C.S. Lewis once quipped, “If you read history you will find that the Christians who did most for the present world were just those who thought most of the next.”  What is he getting at?

      Everyone lives according to hope—the promise of future delight.  The job seeker hopes for gainful work, so he seeks; the grass-planter for a green lawn, so he plants; the traveler for titillating sights, so he travels.  We live in the present according to the hope we have for the future.  If we have no hope for the future, then we flounder in the present. 

      Oftentimes we cope with crushed hopes by diversifying our hope portfolio.  With a diversified portfolio, one dashed hope does not crush us; instead, we can turn to our other hopes for purpose in life.  For example, our hope portfolio may contain our marriage, our lawn, our reputation, and our next meal.  If so, then when the grass is brown and people dislike us, we can turn to our marriage and next meal for hope.     

But Peter says there is a wiser way yet which confounds a diversified hope portfolio: Set your hope fully (not partially) on the Last Day.  In effect, he says, “Don’t diversify your hope; place it all in the basket of the Last Day.”  What is the point?   

      Hope controls us.  God has designed us to live according to our hopes.  If we place our hope in our jobs, then we will be controlled today by the hope of our job tomorrow.  If we put our hope in our reputation, then we will be controlled today by the feasibility of becoming well-liked tomorrow.  Hope is that powerful.  It controls us for better or for worse. 

      It is ironic that when we set our hope on the Last Day, then we can fearlessly and tirelessly go about changing the world for God today.  Are you scared and tired of pouring out yourself for God today?  It might be because you have placed your hope in something which will fail you.  Place it fully in the Last Day, and you will live fully today.  Hope in God will never fail you.     
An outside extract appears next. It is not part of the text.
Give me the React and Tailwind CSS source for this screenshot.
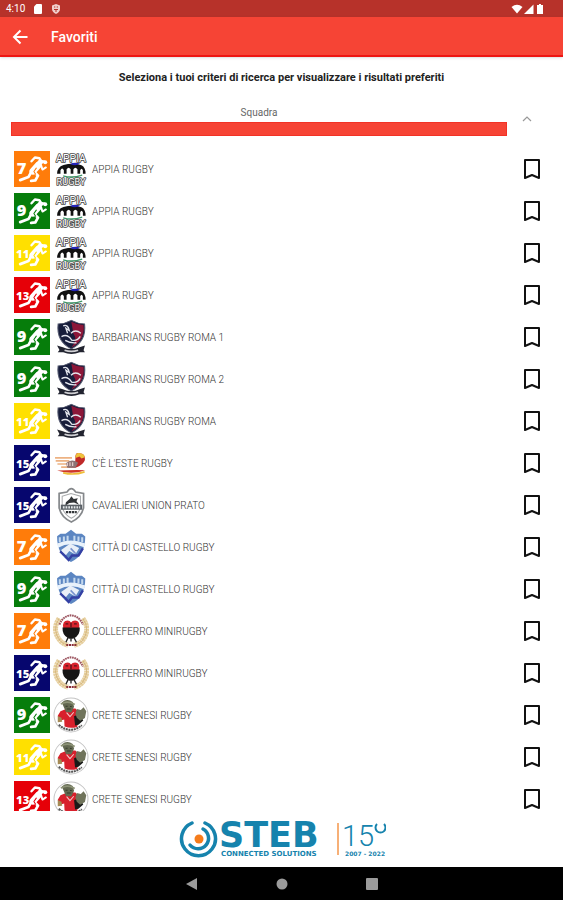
import { useState } from 'react';

const TEAMS = [
  { age: 7, logo: 'appia', name: 'APPIA RUGBY' },
  { age: 9, logo: 'appia', name: 'APPIA RUGBY' },
  { age: 11, logo: 'appia', name: 'APPIA RUGBY' },
  { age: 13, logo: 'appia', name: 'APPIA RUGBY' },
  { age: 9, logo: 'barbarians', name: 'BARBARIANS RUGBY ROMA 1' },
  { age: 9, logo: 'barbarians', name: 'BARBARIANS RUGBY ROMA 2' },
  { age: 11, logo: 'barbarians', name: 'BARBARIANS RUGBY ROMA' },
  { age: 15, logo: 'este', name: "C'È L'ESTE RUGBY" },
  { age: 15, logo: 'cavalieri', name: 'CAVALIERI UNION PRATO' },
  { age: 7, logo: 'castello', name: 'CITTÀ DI CASTELLO RUGBY' },
  { age: 9, logo: 'castello', name: 'CITTÀ DI CASTELLO RUGBY' },
  { age: 7, logo: 'colleferro', name: 'COLLEFERRO MINIRUGBY' },
  { age: 15, logo: 'colleferro', name: 'COLLEFERRO MINIRUGBY' },
  { age: 9, logo: 'crete', name: 'CRETE SENESI RUGBY' },
  { age: 11, logo: 'crete', name: 'CRETE SENESI RUGBY' },
  { age: 13, logo: 'crete', name: 'CRETE SENESI RUGBY' },
];

const AGE_COLORS = {
  7: '#ff7c0a',
  9: '#067d0b',
  11: '#ffe000',
  13: '#e60008',
  15: '#06066e',
};

function AgeBadge({ age }) {
  const color = AGE_COLORS[age];
  const wide = age > 9;

  return (
    <svg viewBox="0 0 105 105" className="size-9 shrink-0" role="img" aria-label={`Under ${age}`}>
      <rect width="105" height="105" fill={color} />
      <text
        x={wide ? 6 : 8}
        y={wide ? 66 : 68}
        fontFamily="Open Sans, sans-serif"
        fontWeight="800"
        fontSize={wide ? 33 : 48}
        fill="#fff"
      >
        {age}
      </text>
      {/* running player */}
      <g fill="none" strokeLinecap="round" strokeLinejoin="round">
        <path d="M73 36 L56 56 L44 75 L18 85" stroke={color} strokeWidth="15" />
        <path d="M51 30 L61 19 L74 21 L82 33" stroke="#fff" strokeWidth="7" />
        <path d="M76 33 L68 43" stroke="#fff" strokeWidth="15" />
        <path d="M70 42 L55 59" stroke="#fff" strokeWidth="20" />
        <path d="M50 62 L42 76 L18 85" stroke="#fff" strokeWidth="8" />
        <path d="M58 60 L70 72 L62 86 L50 87" stroke="#fff" strokeWidth="8" />
        <path d="M79 42 L83 54 L93 48" stroke="#fff" strokeWidth="6" />
        <path d="M65 50 L58 60 L63 68" stroke={color} strokeWidth="3" />
      </g>
      <circle cx="91" cy="33" r="6" fill="#fff" />
      <path d="M81 29 L90 31" stroke="#fff" strokeWidth="6" />
    </svg>
  );
}

function AppiaLogo() {
  return (
    <g>
      <g fontFamily="Roboto, sans-serif" fontWeight="400" textAnchor="middle" fill="#fff" stroke="#4a4a4a" strokeWidth="5" paintOrder="stroke" strokeLinejoin="round">
        <text x="53" y="32" fontSize="31">APPIA</text>
        <text x="53" y="101" fontSize="27">RUGBY</text>
      </g>
      <path d="M12 67 Q12 47 31 41 Q60 34 84 42 Q96 48 96 67 Z" fill="#111" />
      <path d="M22 70 V57 Q27 46 32 57 V70 Z M40 70 V54 Q46 44 52 54 V70 Z M60 70 V54 Q66 44 72 54 V70 Z M80 70 V57 Q84 47 88 57 V70 Z" fill="#fff" />
      <path d="M50 38 Q64 32 80 37 Q66 47 50 38Z" fill="#2424b8" />
      <path d="M30 73 Q56 81 86 71" fill="none" stroke="#409668" strokeWidth="4" />
    </g>
  );
}

function BarbariansLogo() {
  return (
    <g>
      <path d="M15 15 Q36 14 54 4 Q72 14 93 15 Q99 66 54 88 Q9 66 15 15Z" fill="#171d3b" stroke="#555a70" strokeWidth="3" />
      <path d="M54 8 Q72 17 90 18 Q95 64 54 84 Q74 61 60 43Z" fill="#8c1739" />
      <path d="M30 20 Q44 15 48 34 L38 27 L43 42 M25 52 Q42 42 55 62 Q72 66 80 51 M53 42 Q66 29 82 42 M36 63 Q51 72 69 70" fill="none" stroke="#e4e6ee" strokeWidth="4" />
      <path d="M12 78 L29 83 Q54 94 78 83 L94 78 L90 92 L94 98 L79 98 Q54 108 30 98 L14 98 L19 91Z" fill="#222430" />
      <path d="M34 92 Q54 99 74 92" fill="none" stroke="#d0d0d4" strokeWidth="5" />
    </g>
  );
}

function EsteLogo() {
  return (
    <g>
      <path d="M6 38 H56 M8 47 H48 M13 56 H46 M24 65 H50" stroke="#edb283" strokeWidth="5" />
      <path d="M66 40 Q64 20 78 24 Q96 24 94 44 Q90 58 66 67 L45 66 Q68 58 66 40Z" fill="#bf2929" />
      <path d="M66 38 Q66 20 80 24 Q92 26 94 36 L84 40 L78 34Z" fill="#efc23b" />
      <path d="M38 54 Q54 39 74 52 L66 67 H42Z" fill="#8e7475" />
      <path d="M42 62 V53 M50 62 V51 M58 62 V51" stroke="#f2dddd" strokeWidth="3" />
      <path d="M12 75 Q56 89 95 74 Q60 73 12 75Z" fill="#cf3628" />
      <path d="M30 82 Q62 90 93 79" fill="none" stroke="#efbd37" strokeWidth="5" />
    </g>
  );
}

function CavalieriLogo() {
  return (
    <g>
      <path d="M18 19 L41 15 Q54 -5 67 15 L90 19 V61 Q84 89 54 103 Q24 89 18 61Z" fill="#fff" stroke="#85888b" strokeWidth="5" />
      <path d="M27 27 L53 19 L81 27 V60 Q75 81 54 92 Q33 81 27 60Z" fill="none" stroke="#a9abad" strokeWidth="3" />
      <path d="M38 45 L49 35 L54 27 L61 35 L73 33 L69 42 L77 52 L62 46 L48 47 L36 55Z" fill="#303336" />
      <path d="M23 52 H86 V67 H23Z" fill="#5a6066" />
      <path d="M29 60 H80" stroke="#e4e8ea" strokeWidth="7" strokeDasharray="5 3" />
      <path d="M38 74 H70" stroke="#303336" strokeWidth="7" strokeDasharray="7 2" />
    </g>
  );
}

function CastelloLogo() {
  return (
    <g>
      <path d="M12 21 L22 14 L37 14 L53 2 L68 14 L85 14 L95 22 Q95 78 53 97 Q12 78 12 21Z" fill="#5c86c2" />
      <path d="M20 24 V39 M32 22 V36 M43 20 V35 M63 20 V35 M75 22 V36 M86 24 V39" stroke="#c5d9ee" strokeWidth="6" />
      <path d="M12 43 Q52 25 95 43 L91 54 Q51 36 15 55Z" fill="#e9f2fb" />
      <path d="M24 62 L51 43 L77 56 L66 75 L48 65 L33 83Z" fill="#eaf0f8" />
      <path d="M21 66 Q37 80 46 91 L56 78 L75 78 L88 57" fill="none" stroke="#3440a4" strokeWidth="7" />
      <path d="M52 57 L67 73" stroke="#7892ce" strokeWidth="5" />
    </g>
  );
}

function ColleferroLogo() {
  return (
    <g>
      <path d="M18 16 Q-5 50 22 83 Q31 91 44 95 M88 16 Q112 50 85 83 Q76 91 62 95" fill="none" stroke="#e6cf9e" strokeWidth="15" strokeDasharray="7 1" />
      <path d="M18 16 Q-5 50 22 83 Q31 91 44 95 M88 16 Q112 50 85 83 Q76 91 62 95" fill="none" stroke="#cdab6b" strokeWidth="2" />
      <path d="M19 34 Q30 8 53 7 Q76 8 88 34" fill="none" stroke="#9c5560" strokeWidth="6" strokeDasharray="5 2" />
      <path d="M30 44 Q27 22 43 22 Q50 22 53 28 Q57 22 65 22 Q80 22 77 44Z" fill="#d8232d" />
      <path d="M37 32 H45 M62 32 H70 M53 29 V42" stroke="#54141a" strokeWidth="4" />
      <path d="M28 43 H79 Q80 68 61 74 Q53 78 45 74 Q27 67 28 43Z" fill="#161616" />
      <path d="M45 71 L38 86 M61 71 L69 86 M53 74 V84" stroke="#222" strokeWidth="4" />
      <path d="M39 94 H69" stroke="#8a3037" strokeWidth="6" strokeDasharray="6 2" />
    </g>
  );
}

function CreteLogo() {
  return (
    <g>
      <circle cx="53" cy="53" r="50" fill="#fff" stroke="#c4c4c4" strokeWidth="3" />
      <path d="M22 42 L42 34 L66 34 L80 49 L71 88 Q52 94 34 87 L33 66 L18 71 L14 55Z" fill="#d8202c" />
      <path d="M62 57 L78 50 L89 69 L75 82 L65 84Z" fill="#181a18" />
      <path d="M26 16 Q42 2 58 15 L62 29 L54 46 L38 44 L31 28Z" fill="#626850" />
      <path d="M23 21 Q42 9 64 22" fill="none" stroke="#8d9377" strokeWidth="5" />
      <path d="M37 27 H43 M50 28 H55 M41 35 H52" stroke="#353b2c" strokeWidth="3" />
      <path d="M66 49 L70 35 L82 38 L90 30 L98 42 L94 62 L80 70 L70 61Z" fill="#70745b" />
      <path d="M14 56 L25 61 L27 73 L14 74Z" fill="#a58a55" />
      <path d="M40 46 L50 58 L61 45" fill="none" stroke="#f3c9c9" strokeWidth="3" />
      <path d="M17 82 Q51 111 85 83" fill="none" stroke="#555" strokeWidth="6" strokeDasharray="6 2" />
    </g>
  );
}

const LOGOS = {
  appia: AppiaLogo,
  barbarians: BarbariansLogo,
  este: EsteLogo,
  cavalieri: CavalieriLogo,
  castello: CastelloLogo,
  colleferro: ColleferroLogo,
  crete: CreteLogo,
};

function TeamRow({ team }) {
  const [saved, setSaved] = useState(false);
  const Logo = LOGOS[team.logo];

  return (
    <li className="flex h-[42px] shrink-0 items-center pl-3.5 pr-[19px]">
      <AgeBadge age={team.age} />
      <svg viewBox="0 0 106 106" className="ml-[3px] size-9 shrink-0" aria-hidden="true">
        <Logo />
      </svg>
      <span className="ml-[3px] flex-1 text-[10px] font-light text-[#333]">{team.name}</span>
      <button
        type="button"
        aria-label={`Salva ${team.name}`}
        aria-pressed={saved}
        onClick={() => setSaved(!saved)}
      >
        <svg viewBox="0 0 24 24" className="size-6" fill={saved ? '#111' : 'none'} stroke="#111" strokeWidth="2" strokeLinejoin="round">
          <path d="M5 3 H19 V21 L12 18 L5 21 Z" />
        </svg>
      </button>
    </li>
  );
}

function StatusBar() {
  return (
    <div className="flex h-[17px] shrink-0 items-center bg-[#b7322a] pl-1.5 pr-[18px] text-[10px] text-white">
      <span>4:10</span>
      <svg viewBox="0 0 10 10" className="ml-2 size-[10px]" fill="#fff">
        <path d="M3.5 0 H8 Q9 0 9 1 V9 Q9 10 8 10 H2 Q1 10 1 9 V2.5Z" />
      </svg>
      <svg viewBox="0 0 10 10" className="ml-2 size-[10px]">
        <path d="M5 0 L9 1.5 V5 Q9 8 5 10 Q1 8 1 5 V1.5Z" fill="#f0cfcc" />
        <path d="M3 3 H4.3 M5.7 3 H7 M3 5.5 H7 M5 5.5 V8" stroke="#b7322a" strokeWidth="1" />
      </svg>
      <div className="ml-auto flex items-center gap-px">
        <svg viewBox="0 0 12 10" className="h-[10px] w-3" fill="#fff">
          <path d="M0.5 3 Q6 -1.5 11.5 3 L6 9.5Z" />
        </svg>
        <svg viewBox="0 0 10 10" className="size-[10px]" fill="#fff">
          <path d="M0 10 L9.5 0.5 V10Z" />
        </svg>
        <svg viewBox="0 0 10 10" className="size-[10px]" fill="#fff">
          <path d="M4 0 H6 V1 H8 V10 H2 V1 H4Z" />
        </svg>
      </div>
    </div>
  );
}

function StebLogo() {
  return (
    <svg viewBox="0 -6 208 52" className="h-[52px] w-[208px]" role="img" aria-label="STEB Connected Solutions">
      <g fill="none" stroke="#1683ad" strokeLinecap="round">
        <path d="M14 4 A17 17 0 1 0 27 4" strokeWidth="3.5" />
        <path d="M25 10 A10.5 10.5 0 1 1 12 26" strokeWidth="3.5" />
      </g>
      <circle cx="21" cy="20" r="4.5" fill="#f57c1b" />
      <text x="41" y="28" fontFamily="DejaVu Sans, sans-serif" fontWeight="700" fontSize="35" fill="#1683ad">STEB</text>
      <text x="43" y="37" fontFamily="DejaVu Sans, sans-serif" fontWeight="700" fontSize="7" fill="#1683ad">CONNECTED SOLUTIONS</text>
      <path d="M160 4 V36" stroke="#f5964a" strokeWidth="1.5" />
      <text x="164" y="27" fontFamily="Roboto, sans-serif" fontWeight="300" fontSize="29" fill="#1683ad">15</text>
      <path d="M199 5 A5 5 0 1 0 206 5" fill="none" stroke="#1683ad" strokeWidth="2" />
      <text x="167" y="37" fontFamily="DejaVu Sans, sans-serif" fontWeight="700" fontSize="6" fill="#1683ad">2007 - 2022</text>
    </svg>
  );
}

export default function App() {
  const [open, setOpen] = useState(true);

  return (
    <div className="flex h-screen flex-col overflow-hidden bg-white font-['Roboto',sans-serif]">
      <StatusBar />

      <header className="z-10 flex h-10 shrink-0 items-center border-b-2 border-[#ee1512] bg-[#f64435] pl-3 pt-0.5 text-white shadow">
        <button type="button" aria-label="Indietro">
          <svg viewBox="0 0 16 16" className="size-4" fill="none" stroke="#fff" strokeWidth="2">
            <path d="M15.5 8 H2 M8.5 1.5 L2 8 L8.5 14.5" />
          </svg>
        </button>
        <h1 className="ml-[23px] text-[14px] font-medium">Favoriti</h1>
      </header>

      <main className="flex min-h-0 flex-1 flex-col">
        <p className="mt-[13px] text-center text-[11px] leading-4 font-bold text-[#222]">
          Seleziona i tuoi criteri di ricerca per visualizzare i risultati preferiti
        </p>

        <div className="mt-[19px] flex shrink-0 items-center pl-[11px]">
          <div className="flex-1">
            <h2 className="text-center text-[10px] leading-4 text-[#666]">Squadra</h2>
            <div className="mt-px h-[14px] border border-[#f23226] bg-[#f64435]" />
          </div>
          <button
            type="button"
            aria-label="Squadra"
            aria-expanded={open}
            onClick={() => setOpen(!open)}
            className="mb-1 flex w-14 items-center pl-[15px]"
          >
            <svg viewBox="0 0 10 10" className="size-[10px]" fill="none" stroke="#999" strokeWidth="1.2">
              <path d={open ? 'M1 7 L5 3 L9 7' : 'M1 3 L5 7 L9 3'} />
            </svg>
          </button>
        </div>

        {open && (
          <ul className="mt-3 flex min-h-0 flex-1 flex-col overflow-hidden">
            {TEAMS.map((team, index) => (
              <TeamRow key={index} team={team} />
            ))}
          </ul>
        )}
      </main>

      <footer className="mt-auto flex h-14 shrink-0 items-center justify-center">
        <StebLogo />
      </footer>

      <nav className="flex h-[33px] shrink-0 items-center justify-center gap-[78px] bg-black">
        <button type="button" aria-label="Indietro">
          <svg viewBox="0 0 12 12" className="size-3" fill="#9b9b9b">
            <path d="M0 6 L11 0 V12Z" />
          </svg>
        </button>
        <button type="button" aria-label="Home">
          <svg viewBox="0 0 12 12" className="size-3" fill="#9b9b9b">
            <circle cx="6" cy="6" r="5.5" />
          </svg>
        </button>
        <button type="button" aria-label="Recenti">
          <svg viewBox="0 0 12 12" className="size-3" fill="#9b9b9b">
            <rect width="12" height="12" rx="1" />
          </svg>
        </button>
      </nav>
    </div>
  );
}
      Paul’s hope in the resurrection (1 Cor. 15) enabled him to live fearlessly for God while beaten, whipped, shipwrecked, and starving (2 Cor. 11-12).  Our Savior suffered every day of His life and hell on the Cross because He looked forward to the joy awaiting Him on the other side of the Cross (Heb. 12:2).  They both lived according to the kind of hope that does not disappoint (Rom. 5:5).  What kind is that?  It is the kind which God alone provides in Jesus Christ.  Where do you daily place your hope?